Uma vez mais, João Almeida respondeu como se nada fosse. Reagiu não reagindo, mas sim agindo como o fizera até ali, ao seu ritmo, à sua maneira. E assim, já dentro do quilómetro final, voltou a chegar ao grupo da frente.
Nove quilómetros depois de começar a ceder espaço quando ainda havia cerca de 20 homens entre os favoritos, Almeida chegava ao topo do Blockhaus com apenas cinco companheiros de jornada, os mais fortes deste primeiro embate de montanha no Giro.
Nas centenas de metros finais, Pozzovivo cedeu alguns segundos e o caldense, exausto depois de tanto trabalhar, não teve forças para o sprint. Ainda assim, o português chegou com o mesmo tempo de Hindley, o mais rápido na chegada que bem pode agradecer ao líder da UAE Emirates por tê-lo rebocado até junto de Bardet (foi 2.º), Carapaz (3.º) e Landa (5.º).

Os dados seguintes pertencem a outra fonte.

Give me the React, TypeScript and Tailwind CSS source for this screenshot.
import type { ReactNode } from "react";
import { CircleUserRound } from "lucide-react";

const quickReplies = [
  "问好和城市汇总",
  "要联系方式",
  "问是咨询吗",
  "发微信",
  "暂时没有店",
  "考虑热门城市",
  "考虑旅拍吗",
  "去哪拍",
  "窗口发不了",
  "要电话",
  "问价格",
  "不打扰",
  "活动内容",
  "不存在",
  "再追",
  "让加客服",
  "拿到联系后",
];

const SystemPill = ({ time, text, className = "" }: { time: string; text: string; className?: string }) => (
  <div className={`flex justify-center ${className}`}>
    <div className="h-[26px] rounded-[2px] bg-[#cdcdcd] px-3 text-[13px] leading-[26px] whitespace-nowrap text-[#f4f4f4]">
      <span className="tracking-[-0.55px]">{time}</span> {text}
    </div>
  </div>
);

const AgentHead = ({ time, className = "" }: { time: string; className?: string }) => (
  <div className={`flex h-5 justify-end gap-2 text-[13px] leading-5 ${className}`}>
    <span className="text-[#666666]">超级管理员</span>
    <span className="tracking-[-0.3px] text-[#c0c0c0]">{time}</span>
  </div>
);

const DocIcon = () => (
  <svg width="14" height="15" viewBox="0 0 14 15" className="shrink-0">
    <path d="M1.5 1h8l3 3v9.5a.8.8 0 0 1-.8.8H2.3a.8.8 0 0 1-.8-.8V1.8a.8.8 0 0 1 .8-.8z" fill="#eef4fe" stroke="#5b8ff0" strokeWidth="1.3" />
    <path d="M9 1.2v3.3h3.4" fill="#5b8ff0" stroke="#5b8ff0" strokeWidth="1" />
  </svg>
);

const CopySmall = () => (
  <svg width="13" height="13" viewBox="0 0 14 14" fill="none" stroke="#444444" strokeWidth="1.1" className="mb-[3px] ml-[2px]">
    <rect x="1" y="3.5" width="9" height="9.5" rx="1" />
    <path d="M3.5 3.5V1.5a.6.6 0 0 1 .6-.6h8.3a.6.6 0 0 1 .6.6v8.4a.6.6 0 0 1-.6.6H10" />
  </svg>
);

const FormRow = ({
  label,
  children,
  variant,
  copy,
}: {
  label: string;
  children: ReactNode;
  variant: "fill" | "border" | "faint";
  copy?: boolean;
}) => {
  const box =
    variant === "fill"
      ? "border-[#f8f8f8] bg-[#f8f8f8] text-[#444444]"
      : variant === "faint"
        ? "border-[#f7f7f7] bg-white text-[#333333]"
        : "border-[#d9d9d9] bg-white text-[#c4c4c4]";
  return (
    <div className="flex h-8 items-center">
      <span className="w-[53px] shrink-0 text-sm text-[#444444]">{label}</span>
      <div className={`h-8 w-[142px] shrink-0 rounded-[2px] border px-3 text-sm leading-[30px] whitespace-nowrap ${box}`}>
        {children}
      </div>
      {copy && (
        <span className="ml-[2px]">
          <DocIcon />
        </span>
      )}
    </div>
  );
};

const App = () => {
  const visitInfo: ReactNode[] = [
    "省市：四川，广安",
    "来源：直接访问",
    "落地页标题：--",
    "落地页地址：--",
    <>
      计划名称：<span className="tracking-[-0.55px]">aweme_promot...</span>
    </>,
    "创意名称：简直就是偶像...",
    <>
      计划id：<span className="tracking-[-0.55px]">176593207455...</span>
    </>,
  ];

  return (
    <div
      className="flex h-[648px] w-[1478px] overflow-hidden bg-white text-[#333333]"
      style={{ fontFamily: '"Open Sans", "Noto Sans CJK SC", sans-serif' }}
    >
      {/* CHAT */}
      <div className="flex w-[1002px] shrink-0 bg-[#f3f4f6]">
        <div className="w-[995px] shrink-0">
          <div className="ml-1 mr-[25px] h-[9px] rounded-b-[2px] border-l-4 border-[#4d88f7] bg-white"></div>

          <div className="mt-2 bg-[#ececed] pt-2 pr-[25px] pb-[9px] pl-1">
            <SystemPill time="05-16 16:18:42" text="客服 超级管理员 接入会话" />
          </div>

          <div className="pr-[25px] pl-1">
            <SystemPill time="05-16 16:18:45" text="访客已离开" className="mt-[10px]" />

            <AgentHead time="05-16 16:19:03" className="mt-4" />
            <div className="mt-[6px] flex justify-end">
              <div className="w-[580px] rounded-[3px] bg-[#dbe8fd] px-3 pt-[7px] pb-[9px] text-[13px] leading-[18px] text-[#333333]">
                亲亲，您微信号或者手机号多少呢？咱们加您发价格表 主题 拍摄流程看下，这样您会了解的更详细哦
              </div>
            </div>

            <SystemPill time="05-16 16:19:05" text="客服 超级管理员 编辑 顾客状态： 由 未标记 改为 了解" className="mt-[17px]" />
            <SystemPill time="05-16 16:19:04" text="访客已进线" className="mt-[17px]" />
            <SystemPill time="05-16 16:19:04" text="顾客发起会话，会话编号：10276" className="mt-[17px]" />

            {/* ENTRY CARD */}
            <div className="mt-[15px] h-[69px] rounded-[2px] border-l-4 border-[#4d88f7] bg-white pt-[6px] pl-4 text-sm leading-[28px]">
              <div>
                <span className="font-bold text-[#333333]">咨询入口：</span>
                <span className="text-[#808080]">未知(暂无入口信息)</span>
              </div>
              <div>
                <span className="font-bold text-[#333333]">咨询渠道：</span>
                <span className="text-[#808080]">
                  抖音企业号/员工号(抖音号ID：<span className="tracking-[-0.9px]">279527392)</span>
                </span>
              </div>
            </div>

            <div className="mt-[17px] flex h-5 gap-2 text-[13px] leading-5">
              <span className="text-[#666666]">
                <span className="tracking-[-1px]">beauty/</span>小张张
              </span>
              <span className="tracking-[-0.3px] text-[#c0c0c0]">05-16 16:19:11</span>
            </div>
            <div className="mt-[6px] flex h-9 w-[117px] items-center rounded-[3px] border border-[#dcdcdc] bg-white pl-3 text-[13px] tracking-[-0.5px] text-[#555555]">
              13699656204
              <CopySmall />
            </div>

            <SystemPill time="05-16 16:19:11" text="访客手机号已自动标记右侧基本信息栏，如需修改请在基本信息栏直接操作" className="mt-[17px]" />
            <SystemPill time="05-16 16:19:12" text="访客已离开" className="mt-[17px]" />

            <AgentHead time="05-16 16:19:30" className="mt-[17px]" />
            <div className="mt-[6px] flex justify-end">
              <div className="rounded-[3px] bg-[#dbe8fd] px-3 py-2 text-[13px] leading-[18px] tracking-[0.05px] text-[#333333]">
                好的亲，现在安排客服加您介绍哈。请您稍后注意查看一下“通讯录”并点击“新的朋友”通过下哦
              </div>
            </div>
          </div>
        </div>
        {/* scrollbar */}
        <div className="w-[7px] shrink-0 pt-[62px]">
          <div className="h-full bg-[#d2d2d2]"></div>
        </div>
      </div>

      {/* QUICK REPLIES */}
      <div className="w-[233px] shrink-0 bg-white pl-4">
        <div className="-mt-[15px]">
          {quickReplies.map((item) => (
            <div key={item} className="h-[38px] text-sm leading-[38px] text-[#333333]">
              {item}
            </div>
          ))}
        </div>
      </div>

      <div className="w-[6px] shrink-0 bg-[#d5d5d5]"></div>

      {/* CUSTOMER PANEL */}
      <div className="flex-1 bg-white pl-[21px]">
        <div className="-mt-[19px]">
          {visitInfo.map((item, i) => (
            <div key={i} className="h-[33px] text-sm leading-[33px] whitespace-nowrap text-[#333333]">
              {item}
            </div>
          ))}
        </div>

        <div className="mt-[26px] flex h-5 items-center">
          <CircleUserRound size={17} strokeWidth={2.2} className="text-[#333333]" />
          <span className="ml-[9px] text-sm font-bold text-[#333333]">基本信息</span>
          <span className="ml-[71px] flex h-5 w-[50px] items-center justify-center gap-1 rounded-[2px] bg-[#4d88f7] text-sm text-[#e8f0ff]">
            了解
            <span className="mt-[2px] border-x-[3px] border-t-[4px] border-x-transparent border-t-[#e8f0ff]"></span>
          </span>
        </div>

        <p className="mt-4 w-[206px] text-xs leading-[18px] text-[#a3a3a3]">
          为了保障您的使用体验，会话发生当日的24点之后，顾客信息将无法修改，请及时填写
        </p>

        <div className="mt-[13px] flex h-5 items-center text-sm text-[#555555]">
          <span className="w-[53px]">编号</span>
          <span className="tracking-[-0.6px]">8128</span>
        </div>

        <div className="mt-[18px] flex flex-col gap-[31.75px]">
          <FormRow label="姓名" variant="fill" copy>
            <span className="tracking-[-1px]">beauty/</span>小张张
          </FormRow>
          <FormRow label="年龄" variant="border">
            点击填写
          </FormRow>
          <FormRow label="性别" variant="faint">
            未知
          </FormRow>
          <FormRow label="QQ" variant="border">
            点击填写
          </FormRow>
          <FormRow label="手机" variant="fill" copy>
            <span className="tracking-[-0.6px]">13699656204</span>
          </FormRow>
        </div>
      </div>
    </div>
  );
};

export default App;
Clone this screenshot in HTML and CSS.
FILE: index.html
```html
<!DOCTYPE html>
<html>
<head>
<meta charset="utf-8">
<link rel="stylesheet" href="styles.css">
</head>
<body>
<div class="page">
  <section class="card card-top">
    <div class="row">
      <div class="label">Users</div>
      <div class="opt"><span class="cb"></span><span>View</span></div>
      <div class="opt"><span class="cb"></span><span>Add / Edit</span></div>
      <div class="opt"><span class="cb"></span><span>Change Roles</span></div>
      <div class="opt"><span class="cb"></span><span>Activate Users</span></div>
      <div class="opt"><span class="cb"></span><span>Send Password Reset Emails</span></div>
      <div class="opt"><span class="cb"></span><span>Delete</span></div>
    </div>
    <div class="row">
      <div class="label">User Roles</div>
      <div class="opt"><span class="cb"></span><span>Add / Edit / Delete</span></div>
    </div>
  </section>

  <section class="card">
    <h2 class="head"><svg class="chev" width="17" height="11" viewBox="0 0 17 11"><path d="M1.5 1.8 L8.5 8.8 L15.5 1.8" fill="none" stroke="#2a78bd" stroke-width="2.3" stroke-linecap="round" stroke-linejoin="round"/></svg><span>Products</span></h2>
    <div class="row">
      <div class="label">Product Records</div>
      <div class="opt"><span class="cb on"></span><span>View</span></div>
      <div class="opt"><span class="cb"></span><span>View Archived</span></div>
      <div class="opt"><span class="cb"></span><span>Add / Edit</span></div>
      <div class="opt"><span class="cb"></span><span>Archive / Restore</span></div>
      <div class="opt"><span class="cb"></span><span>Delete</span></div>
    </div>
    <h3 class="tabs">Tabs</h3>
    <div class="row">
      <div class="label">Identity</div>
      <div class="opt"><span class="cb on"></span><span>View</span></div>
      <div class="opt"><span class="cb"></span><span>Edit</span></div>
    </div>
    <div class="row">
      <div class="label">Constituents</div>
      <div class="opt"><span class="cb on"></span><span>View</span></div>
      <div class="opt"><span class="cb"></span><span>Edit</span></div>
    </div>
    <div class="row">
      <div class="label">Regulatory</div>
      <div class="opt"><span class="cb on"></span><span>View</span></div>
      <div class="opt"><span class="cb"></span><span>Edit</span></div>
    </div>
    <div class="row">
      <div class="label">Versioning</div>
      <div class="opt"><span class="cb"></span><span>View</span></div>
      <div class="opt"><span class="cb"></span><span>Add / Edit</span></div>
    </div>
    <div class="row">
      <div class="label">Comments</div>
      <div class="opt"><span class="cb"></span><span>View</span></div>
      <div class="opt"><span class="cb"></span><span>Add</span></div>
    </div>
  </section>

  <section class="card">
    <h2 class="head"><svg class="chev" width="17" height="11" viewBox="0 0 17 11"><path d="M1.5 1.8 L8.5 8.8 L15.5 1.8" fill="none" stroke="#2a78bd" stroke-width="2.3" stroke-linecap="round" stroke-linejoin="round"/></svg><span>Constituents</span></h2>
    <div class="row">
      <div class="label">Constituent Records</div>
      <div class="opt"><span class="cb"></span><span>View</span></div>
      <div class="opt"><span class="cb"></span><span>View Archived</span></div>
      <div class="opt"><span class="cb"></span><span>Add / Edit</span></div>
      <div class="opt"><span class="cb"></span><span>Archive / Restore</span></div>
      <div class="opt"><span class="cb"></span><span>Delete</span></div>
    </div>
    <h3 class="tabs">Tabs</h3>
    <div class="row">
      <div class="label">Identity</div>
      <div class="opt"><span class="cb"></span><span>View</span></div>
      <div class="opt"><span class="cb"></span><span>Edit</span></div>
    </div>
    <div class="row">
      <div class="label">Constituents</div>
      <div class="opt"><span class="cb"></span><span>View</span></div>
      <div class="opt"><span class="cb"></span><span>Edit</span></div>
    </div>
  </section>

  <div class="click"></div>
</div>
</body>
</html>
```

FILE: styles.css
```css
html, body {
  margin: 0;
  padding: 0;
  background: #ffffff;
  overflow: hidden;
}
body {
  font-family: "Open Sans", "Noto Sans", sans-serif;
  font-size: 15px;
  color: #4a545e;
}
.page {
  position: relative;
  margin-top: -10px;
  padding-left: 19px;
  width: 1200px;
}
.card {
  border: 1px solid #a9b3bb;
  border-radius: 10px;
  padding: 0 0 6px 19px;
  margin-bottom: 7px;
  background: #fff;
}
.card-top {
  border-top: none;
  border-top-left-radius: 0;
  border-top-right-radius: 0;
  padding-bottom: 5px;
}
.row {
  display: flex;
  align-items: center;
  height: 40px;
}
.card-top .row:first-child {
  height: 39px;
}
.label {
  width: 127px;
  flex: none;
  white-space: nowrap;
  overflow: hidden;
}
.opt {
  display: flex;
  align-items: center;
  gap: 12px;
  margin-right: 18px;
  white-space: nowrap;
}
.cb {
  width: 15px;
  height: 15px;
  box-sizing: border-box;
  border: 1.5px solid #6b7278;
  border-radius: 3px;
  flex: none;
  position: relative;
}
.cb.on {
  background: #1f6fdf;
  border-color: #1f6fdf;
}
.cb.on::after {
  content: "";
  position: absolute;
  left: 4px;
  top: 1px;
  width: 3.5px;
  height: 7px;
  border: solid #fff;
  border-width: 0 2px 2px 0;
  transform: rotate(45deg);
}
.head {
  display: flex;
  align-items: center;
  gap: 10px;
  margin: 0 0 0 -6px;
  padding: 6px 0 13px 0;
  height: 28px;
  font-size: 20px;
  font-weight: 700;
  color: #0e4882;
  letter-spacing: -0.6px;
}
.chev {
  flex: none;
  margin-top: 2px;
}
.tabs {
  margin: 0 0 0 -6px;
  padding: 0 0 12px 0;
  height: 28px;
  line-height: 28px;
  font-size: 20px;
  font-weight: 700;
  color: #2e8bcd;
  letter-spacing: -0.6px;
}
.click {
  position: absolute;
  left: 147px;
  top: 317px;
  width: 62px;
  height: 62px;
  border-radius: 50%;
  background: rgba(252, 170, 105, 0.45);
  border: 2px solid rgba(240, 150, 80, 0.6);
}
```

A vantagem do grupo da frente para Juan Pedro López colocou em cima da mesa a hipótese de João Almeida vestir-se de rosa. O andaluz segura, para já, a maglia por 12 segundos. O Giro vai para o dia de descanso com uma certeza: quem quiser tirar da discussão o português que sobe sem luvas e ao seu ritmo terá de suar muito.